Veinticinco de marzo de 2016
Constituye
el núcleo central de la Semana Santa.
Es el
día del máximo dolor y de la muerte de Jesús. Día de riguroso luto y no se
celebra misa, sino un rito de oración, es el único del año en que no se celebra
para expresar el luto de la iglesia.
La tarde
del Viernes Santo presenta el drama inmenso de la muerte de Cristo en el
Calvario. La cruz erguida sobre el mundo sigue en pie como signo de salvación y
de esperanza.
San
Juan, apóstol y cronista de la pasión nos lleva a contemplar el misterio de la
cruz de Cristo como una solemne liturgia. Todo es digno, solemne, simbólico en
su narración: cada palabra, cada gesto. La densidad de su Evangelio se hace
ahora más elocuente.
Y los
títulos de Jesús componen una hermosa Cristología. Jesús es Rey. Lo dice el
título de la cruz, y el patíbulo es trono desde donde el reina. Es sacerdote y
templo a la vez, con la túnica inconsútil que los soldados echan a suertes. Es
el nuevo Adán junto a la Madre, nueva Eva, Hijo de María y Esposo de la
Iglesia. Es el sediento de Dios, el ejecutor del testamento de la Escritura. El
Dador del Espíritu. Es el Cordero inmaculado e inmolado al que no le rompen los
huesos. Es el Exaltado en la cruz que todo lo atrae a sí, por amor, cuando los
hombres vuelven hacia él la mirada.
La Madre
estaba allí, junto a la Cruz. No llegó de repente al Gólgota, desde que el
discípulo amado la recordó en Caná, sin haber seguido paso a paso, con su
corazón de Madre el camino de Jesús. Y ahora está allí como madre y discípula
que ha seguido en todo la suerte de su Hijo, signo de contradicción como El,
totalmente de su parte. Pero solemne y majestuosa como una Madre, la madre de
todos, la nueva Eva, la madre de los hijos dispersos que ella reúne junto a la
cruz de su Hijo. Maternidad del corazón, que se ensancha con la espada de dolor
que la fecunda.
La
palabra de su Hijo que alarga su maternidad hasta los confines infinitos de
todos los hombres. Madre de los discípulos, de los hermanos de su Hijo. La
maternidad de María tiene el mismo alcance de la redención de Jesús. María
contempla y vive el misterio con la majestad de una Esposa, aunque con el
inmenso dolor de una Madre. Juan la glorifica con el recuerdo de esa
maternidad. Ultimo testamento de Jesús. Ultima dádiva. Seguridad de una
presencia materna en nuestra vida, en la de todos. Porque María es fiel a la
palabra: He ahí a tu hijo.
El
soldado que traspasó el costado de Cristo de la parte del corazón, no se dio
cuenta que cumplía una profecía y realizaba un último, estupendo gesto
litúrgico. Del corazón de Cristo brota sangre y agua. La sangre de la
redención, el agua de la salvación. La sangre es signo de aquel amor más
grande, la vida entregada por nosotros, el agua es signo del Espíritu, la vida
misma de Jesús que ahora, como en una nueva creación derrama sobre nosotros.

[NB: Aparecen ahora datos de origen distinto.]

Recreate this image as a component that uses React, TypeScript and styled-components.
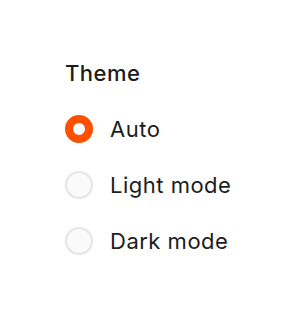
import React, { useState } from 'react';
import styled, { createGlobalStyle } from 'styled-components';

const GlobalStyle = createGlobalStyle`
  html, body {
    margin: 0;
    padding: 0;
    background: #ffffff;
  }
  body {
    font-family: Inter, "Noto Sans", sans-serif;
    color: #1c1c1c;
  }
`;

const Panel = styled.fieldset`
  border: 0;
  margin: 0;
  padding: 59px 0 0 65px;
  display: flex;
  flex-direction: column;
`;

const Legend = styled.div`
  font-size: 22px;
  font-weight: 500;
  line-height: 28px;
  letter-spacing: 0.5px;
  margin-bottom: 28px;
`;

const Options = styled.div`
  display: flex;
  flex-direction: column;
  gap: 28px;
`;

const Option = styled.label`
  display: flex;
  align-items: center;
  gap: 17px;
  cursor: pointer;
  font-size: 22px;
  line-height: 28px;
  letter-spacing: 0.5px;
`;

const Radio = styled.span<{ checked: boolean }>`
  box-sizing: border-box;
  width: 28px;
  height: 28px;
  border-radius: 50%;
  background: ${({ checked }) => (checked ? '#ffffff' : '#fafafa')};
  border: ${({ checked }) => (checked ? '8.5px solid #ff4f00' : '2px solid #e4e4e4')};
  flex-shrink: 0;
`;

const options = ['Auto', 'Light mode', 'Dark mode'];

const App: React.FC = () => {
  const [selected, setSelected] = useState<string>('Auto');

  return (
    <>
      <GlobalStyle />
      <Panel>
        <Legend>Theme</Legend>
        <Options>
          {options.map((name) => (
            <Option key={name} onClick={() => setSelected(name)}>
              <Radio checked={selected === name} />
              {name}
            </Option>
          ))}
        </Options>
      </Panel>
    </>
  );
};

export default App;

La celebración de la Palabra
Hoy no
se celebra la Eucaristía en todo el mundo. El altar luce sin mantel, sin cruz,
sin velas ni adornos. Recordamos la muerte de Jesús. Los ministros se postran
en el suelo ante el altar al comienzo de la ceremonia. Son la imagen de la
humanidad hundida y oprimida, y al tiempo penitente que implora perdón por sus
pecados.
Van
vestidos de rojo, el color de los mártires: de Jesús, el primer testigo del
amor del Padre y de todos aquellos que, como él, dieron y siguen dando su vida
por proclamar la liberación que Dios nos ofrece.